In photoshop open your RAW file and do what you need to do IE exposure fine tuning, color and light temp balancing and contrast.  When you have an image you like create the new file.   From that file "Duplicate image" and give it a name.  Close the original file to prevent accidentally working it and losing the original data.

From the newly named file go to "Layer" and create a duplicate layer.  That is automatically labeled background which you can leave as is.  

With the new layer go to Image, adjustments and chose the exposure tab.  Increase the exposure by a factor of 1.  

The next step is to go to Image, adjustments, saturation and adjust your saturation upwards.

The next step is to add the blur to the layer.   To do this go to Filter, Blur and chose Gaussian blur.  Blur by a factor of 10-25 pixels to get to a blur that suits your eye.  I generally am in the 15-18 range and this one was 15 pixel blur.

From this point use the blending tool to determine how the final blending will look.  I used Multiply and typically do.  However, others such as saturation and linear burn turn up some pretty interesting results, in short experiment until you get the one you want.

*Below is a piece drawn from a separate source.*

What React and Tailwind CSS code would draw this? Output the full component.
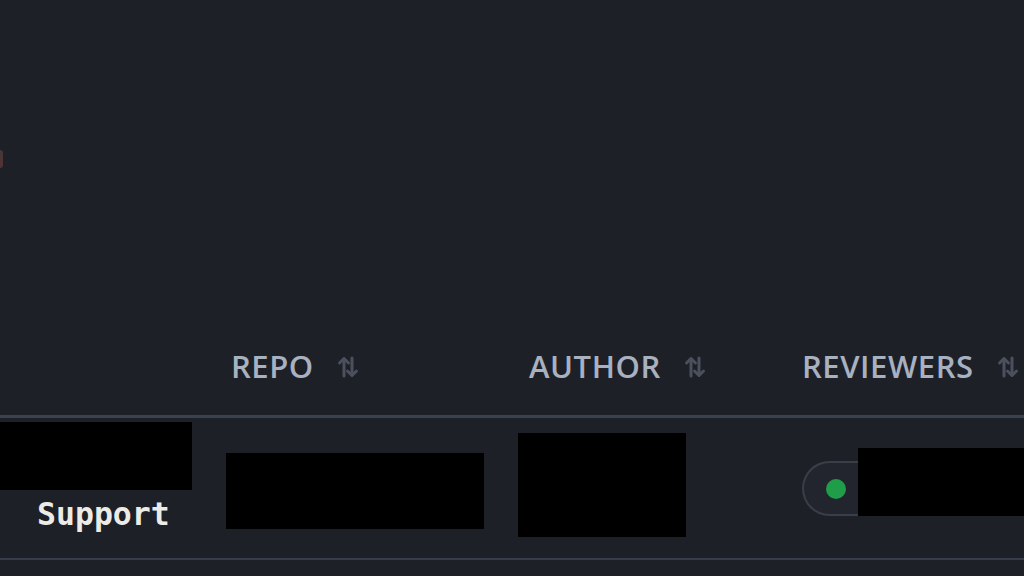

Save the entire file as a PSD file at this point.

Now take this file, go to layer and hit merge visible.  Fine tune your levels manually by going to image, adjustment, levels.

At this final point you "save as" with some sort of notation like v2 after the name as a jpeg file that you can publish or use to work with in other files.

This image had one additional step to give it the old 'chrome look printed on cibachrome by running it through Virtual Photographer.

Enjoy the image, use the steps at will to create your own "Orton style" images.